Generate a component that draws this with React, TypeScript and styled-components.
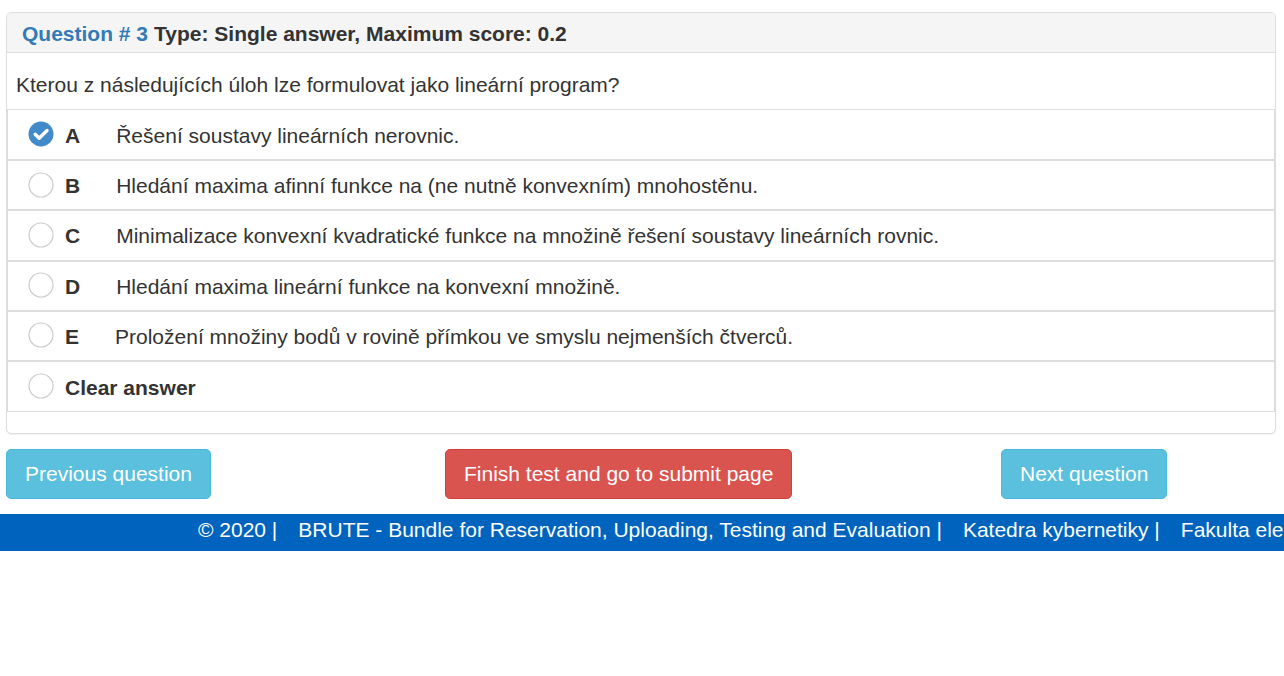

━━━━━━━━━━━━━━━━━━━━

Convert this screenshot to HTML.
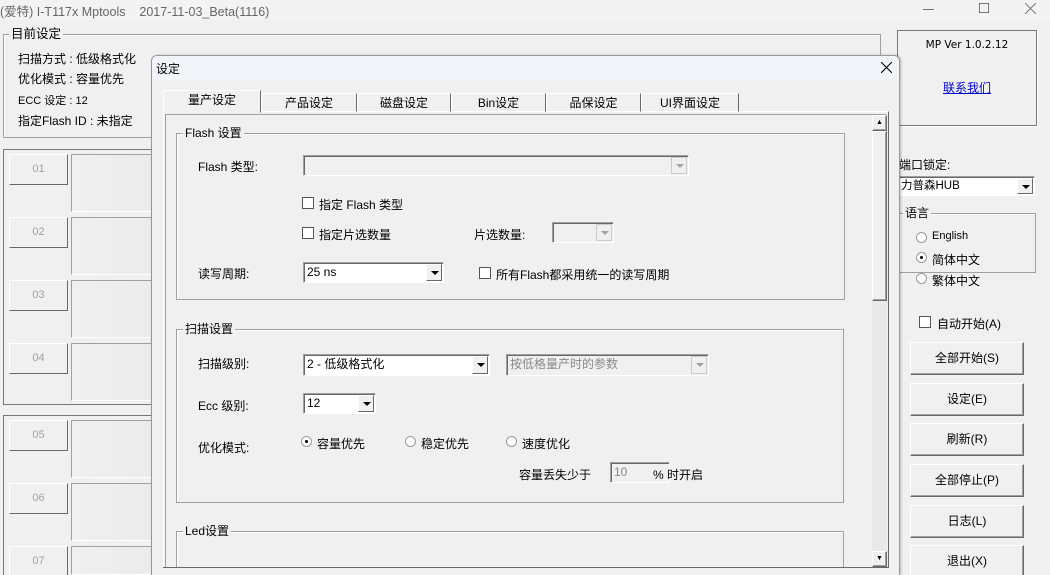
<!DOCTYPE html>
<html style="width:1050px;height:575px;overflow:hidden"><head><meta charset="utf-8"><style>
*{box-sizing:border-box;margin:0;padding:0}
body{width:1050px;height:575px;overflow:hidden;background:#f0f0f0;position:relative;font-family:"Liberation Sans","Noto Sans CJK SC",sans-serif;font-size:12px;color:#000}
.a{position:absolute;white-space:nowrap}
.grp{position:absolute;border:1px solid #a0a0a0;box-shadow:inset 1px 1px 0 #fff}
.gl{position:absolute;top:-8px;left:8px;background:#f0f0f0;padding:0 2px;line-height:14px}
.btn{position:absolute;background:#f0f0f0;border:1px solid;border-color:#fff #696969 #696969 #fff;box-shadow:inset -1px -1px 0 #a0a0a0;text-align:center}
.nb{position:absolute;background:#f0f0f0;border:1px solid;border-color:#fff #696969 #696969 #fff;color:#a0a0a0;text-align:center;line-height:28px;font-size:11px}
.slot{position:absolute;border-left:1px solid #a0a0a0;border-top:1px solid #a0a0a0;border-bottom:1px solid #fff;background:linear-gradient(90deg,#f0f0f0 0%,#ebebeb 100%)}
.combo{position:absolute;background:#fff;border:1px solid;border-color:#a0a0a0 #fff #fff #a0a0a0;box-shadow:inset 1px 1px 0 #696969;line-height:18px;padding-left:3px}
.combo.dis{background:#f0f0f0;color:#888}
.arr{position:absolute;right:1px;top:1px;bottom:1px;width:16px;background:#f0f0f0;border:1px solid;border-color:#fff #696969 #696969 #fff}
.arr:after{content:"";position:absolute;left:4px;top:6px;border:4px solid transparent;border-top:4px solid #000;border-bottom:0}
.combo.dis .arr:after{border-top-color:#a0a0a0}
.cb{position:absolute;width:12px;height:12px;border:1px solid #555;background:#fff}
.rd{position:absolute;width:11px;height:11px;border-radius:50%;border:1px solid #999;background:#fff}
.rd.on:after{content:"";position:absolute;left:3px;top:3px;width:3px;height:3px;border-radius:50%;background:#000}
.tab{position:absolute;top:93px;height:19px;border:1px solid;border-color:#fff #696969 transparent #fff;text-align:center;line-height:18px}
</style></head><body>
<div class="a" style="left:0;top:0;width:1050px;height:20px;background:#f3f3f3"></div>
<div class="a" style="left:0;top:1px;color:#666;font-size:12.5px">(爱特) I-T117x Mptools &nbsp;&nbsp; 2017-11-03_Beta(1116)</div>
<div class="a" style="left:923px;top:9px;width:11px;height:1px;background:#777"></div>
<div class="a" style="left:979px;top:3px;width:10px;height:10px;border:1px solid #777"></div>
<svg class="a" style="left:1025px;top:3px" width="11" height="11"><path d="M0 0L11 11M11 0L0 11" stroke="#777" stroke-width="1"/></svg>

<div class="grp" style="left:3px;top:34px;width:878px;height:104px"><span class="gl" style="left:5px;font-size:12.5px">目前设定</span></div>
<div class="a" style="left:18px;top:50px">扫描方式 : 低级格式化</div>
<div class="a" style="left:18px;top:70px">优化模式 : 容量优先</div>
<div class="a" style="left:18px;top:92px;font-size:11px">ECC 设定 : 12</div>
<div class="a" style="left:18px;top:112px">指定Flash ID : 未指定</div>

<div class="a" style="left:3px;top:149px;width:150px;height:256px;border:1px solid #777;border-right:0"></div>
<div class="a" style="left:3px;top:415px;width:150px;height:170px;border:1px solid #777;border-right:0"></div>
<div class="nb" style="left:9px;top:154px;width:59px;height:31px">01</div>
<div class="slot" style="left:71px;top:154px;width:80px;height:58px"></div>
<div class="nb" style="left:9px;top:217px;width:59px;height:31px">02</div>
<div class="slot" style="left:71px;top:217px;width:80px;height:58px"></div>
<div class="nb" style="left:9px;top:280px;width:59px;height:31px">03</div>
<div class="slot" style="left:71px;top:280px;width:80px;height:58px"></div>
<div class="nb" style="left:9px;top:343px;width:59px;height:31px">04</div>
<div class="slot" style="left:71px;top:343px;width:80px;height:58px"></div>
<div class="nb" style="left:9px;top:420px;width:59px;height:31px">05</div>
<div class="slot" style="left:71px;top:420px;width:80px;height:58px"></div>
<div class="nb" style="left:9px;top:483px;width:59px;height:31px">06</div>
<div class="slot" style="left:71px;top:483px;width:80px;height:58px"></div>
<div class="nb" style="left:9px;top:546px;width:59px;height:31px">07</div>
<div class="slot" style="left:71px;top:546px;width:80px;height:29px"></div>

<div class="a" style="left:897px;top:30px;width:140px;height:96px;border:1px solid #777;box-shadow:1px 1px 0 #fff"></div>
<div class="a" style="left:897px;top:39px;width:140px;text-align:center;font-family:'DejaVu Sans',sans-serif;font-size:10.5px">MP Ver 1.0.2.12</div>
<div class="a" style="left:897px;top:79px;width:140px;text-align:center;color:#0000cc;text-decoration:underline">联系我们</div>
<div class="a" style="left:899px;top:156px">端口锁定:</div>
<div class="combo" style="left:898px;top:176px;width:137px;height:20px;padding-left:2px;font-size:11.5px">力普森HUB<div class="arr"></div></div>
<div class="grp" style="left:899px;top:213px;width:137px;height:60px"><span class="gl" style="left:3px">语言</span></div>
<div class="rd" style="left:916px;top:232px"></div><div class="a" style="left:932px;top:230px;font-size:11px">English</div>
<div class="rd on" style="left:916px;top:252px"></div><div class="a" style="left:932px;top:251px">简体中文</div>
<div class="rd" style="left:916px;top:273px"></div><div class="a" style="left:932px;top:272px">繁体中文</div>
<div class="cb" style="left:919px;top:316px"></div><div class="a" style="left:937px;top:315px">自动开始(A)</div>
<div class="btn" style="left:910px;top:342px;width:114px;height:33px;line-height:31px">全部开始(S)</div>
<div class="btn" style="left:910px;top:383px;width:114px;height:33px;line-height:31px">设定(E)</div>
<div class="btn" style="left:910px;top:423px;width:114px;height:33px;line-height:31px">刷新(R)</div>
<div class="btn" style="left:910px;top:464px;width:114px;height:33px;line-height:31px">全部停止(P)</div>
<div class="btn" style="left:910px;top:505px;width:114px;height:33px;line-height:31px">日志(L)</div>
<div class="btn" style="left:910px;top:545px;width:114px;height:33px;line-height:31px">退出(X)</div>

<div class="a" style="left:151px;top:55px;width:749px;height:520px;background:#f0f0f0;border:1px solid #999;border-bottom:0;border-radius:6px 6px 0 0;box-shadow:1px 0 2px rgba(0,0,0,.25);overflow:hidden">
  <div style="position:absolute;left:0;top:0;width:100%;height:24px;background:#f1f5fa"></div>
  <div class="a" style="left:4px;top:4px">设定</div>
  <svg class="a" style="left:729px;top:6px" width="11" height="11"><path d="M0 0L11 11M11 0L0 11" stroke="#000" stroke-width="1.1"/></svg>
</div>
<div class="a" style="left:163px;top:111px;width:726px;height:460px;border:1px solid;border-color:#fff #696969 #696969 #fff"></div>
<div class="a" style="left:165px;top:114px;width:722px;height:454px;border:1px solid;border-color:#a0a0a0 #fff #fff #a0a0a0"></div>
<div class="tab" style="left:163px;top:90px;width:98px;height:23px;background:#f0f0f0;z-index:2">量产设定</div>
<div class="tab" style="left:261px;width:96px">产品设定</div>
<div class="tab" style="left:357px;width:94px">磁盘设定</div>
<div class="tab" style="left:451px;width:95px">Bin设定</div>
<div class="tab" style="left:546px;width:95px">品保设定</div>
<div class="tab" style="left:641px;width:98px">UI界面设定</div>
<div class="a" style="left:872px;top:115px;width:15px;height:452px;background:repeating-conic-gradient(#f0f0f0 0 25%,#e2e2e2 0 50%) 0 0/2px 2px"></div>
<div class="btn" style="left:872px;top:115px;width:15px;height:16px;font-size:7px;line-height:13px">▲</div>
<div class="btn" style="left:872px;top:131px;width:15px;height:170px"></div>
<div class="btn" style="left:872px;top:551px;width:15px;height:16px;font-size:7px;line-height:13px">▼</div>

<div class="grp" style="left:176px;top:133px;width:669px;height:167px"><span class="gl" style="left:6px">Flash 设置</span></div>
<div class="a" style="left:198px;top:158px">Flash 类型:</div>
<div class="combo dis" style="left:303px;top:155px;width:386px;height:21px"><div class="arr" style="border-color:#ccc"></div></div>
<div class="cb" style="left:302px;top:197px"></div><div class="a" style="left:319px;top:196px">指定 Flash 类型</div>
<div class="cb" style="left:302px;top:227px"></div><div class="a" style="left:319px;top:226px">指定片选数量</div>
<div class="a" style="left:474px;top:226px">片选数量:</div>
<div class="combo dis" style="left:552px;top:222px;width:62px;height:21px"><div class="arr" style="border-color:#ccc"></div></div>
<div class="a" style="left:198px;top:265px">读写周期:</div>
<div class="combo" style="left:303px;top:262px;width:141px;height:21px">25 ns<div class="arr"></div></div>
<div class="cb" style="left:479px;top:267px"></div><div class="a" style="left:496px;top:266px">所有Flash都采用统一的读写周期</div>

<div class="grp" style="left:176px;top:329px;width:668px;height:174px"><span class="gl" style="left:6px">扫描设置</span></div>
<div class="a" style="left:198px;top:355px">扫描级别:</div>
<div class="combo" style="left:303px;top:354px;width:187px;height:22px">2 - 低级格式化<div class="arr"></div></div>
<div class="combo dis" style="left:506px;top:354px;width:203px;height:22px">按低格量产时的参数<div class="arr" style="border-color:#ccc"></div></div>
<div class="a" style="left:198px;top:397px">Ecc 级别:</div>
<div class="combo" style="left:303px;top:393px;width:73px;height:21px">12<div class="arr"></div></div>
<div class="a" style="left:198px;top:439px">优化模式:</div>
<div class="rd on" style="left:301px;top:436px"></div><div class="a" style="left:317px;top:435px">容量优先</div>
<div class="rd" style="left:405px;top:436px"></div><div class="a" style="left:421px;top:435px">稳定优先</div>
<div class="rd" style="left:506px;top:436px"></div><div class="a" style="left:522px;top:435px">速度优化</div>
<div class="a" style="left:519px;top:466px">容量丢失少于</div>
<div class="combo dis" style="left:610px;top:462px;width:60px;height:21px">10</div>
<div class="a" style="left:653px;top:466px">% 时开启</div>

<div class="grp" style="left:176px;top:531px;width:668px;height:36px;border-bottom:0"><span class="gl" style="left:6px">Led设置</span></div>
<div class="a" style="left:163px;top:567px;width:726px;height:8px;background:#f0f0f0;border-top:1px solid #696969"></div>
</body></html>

━━━━━━━━━━━━━━━━━━━━

> **DIRECTIVE**:
Identify the lines that hold the word "this". Copy every one of them.

> **EXERCISE RESULT**:
Generate a component that draws this with React, TypeScript and styled-components.
Convert this screenshot to HTML.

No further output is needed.